At Amazon, our groundbreaking 'Dynamic Perspective' 3D interface was facing a classic engineering deadlock. The low-resolution, low-framerate camera used for head-tracking created an unavoidable trade-off between motion jitter and interface lag. Standard signal processing could improve one impairment only by worsening the other. This left us stuck: subjective user testing was yielding no progress, and beta testers were complaining about the poor quality of the core experience.
To break this stalemate, I developed an objective testing protocol to find the "sweet spot" scientifically. We first built an 'ideal' head-tracking sensor using a custom tiara-like device with LEDs, giving us a perfect, jitter-free baseline. From this perfect state, we systematically introduced precise, controlled amounts of jitter and lag, allowing us to map the exact perceptual limits of the human eye. This data produced a definitive preference curve that showed the precise trade-off boundaries for an acceptable user experience.

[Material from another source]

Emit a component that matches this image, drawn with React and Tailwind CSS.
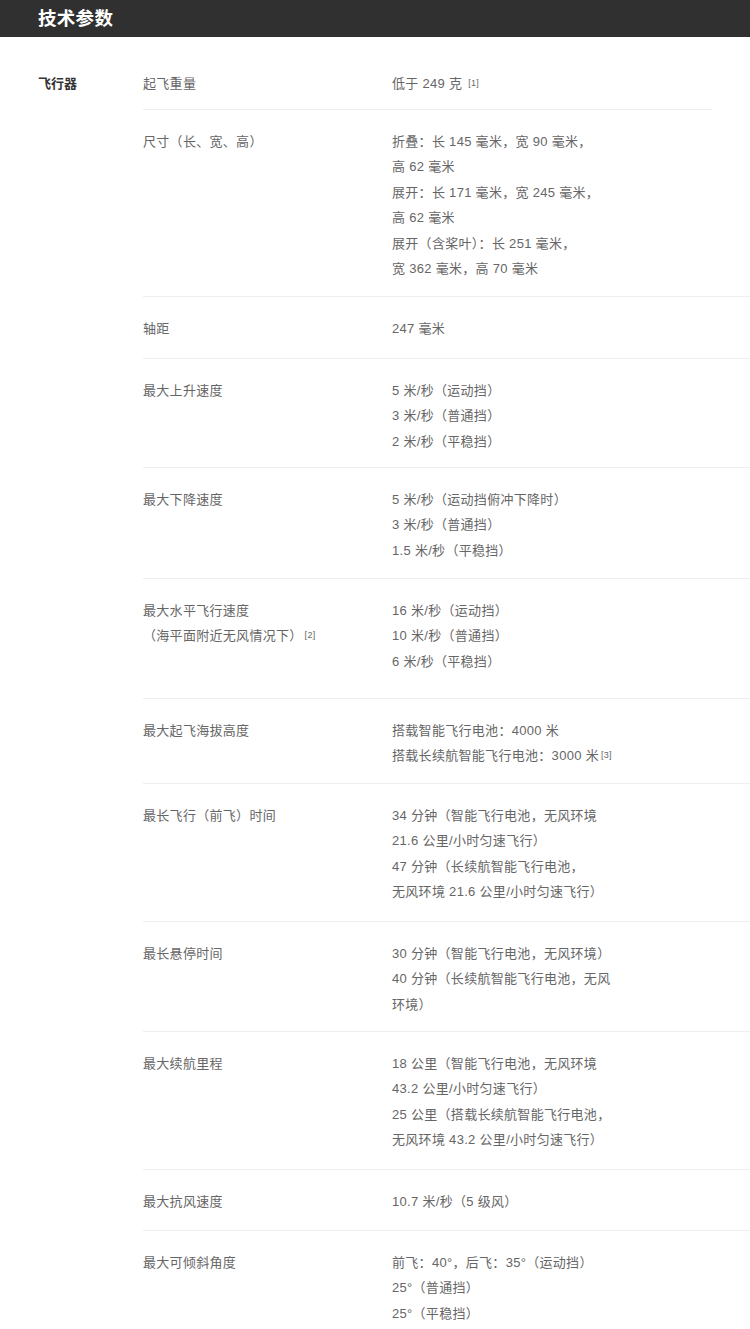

This preference curve was the breakthrough. It replaced guesswork with a clear, data-driven target for our signal processing algorithms. The team now knew exactly what "good enough" felt like and could tune the system to operate within that optimal zone. The result was a seamlessly fluid experience. In fact, of all the critiques the device received after launch, I never found one that spoke negatively about the performance of Dynamic Perspective.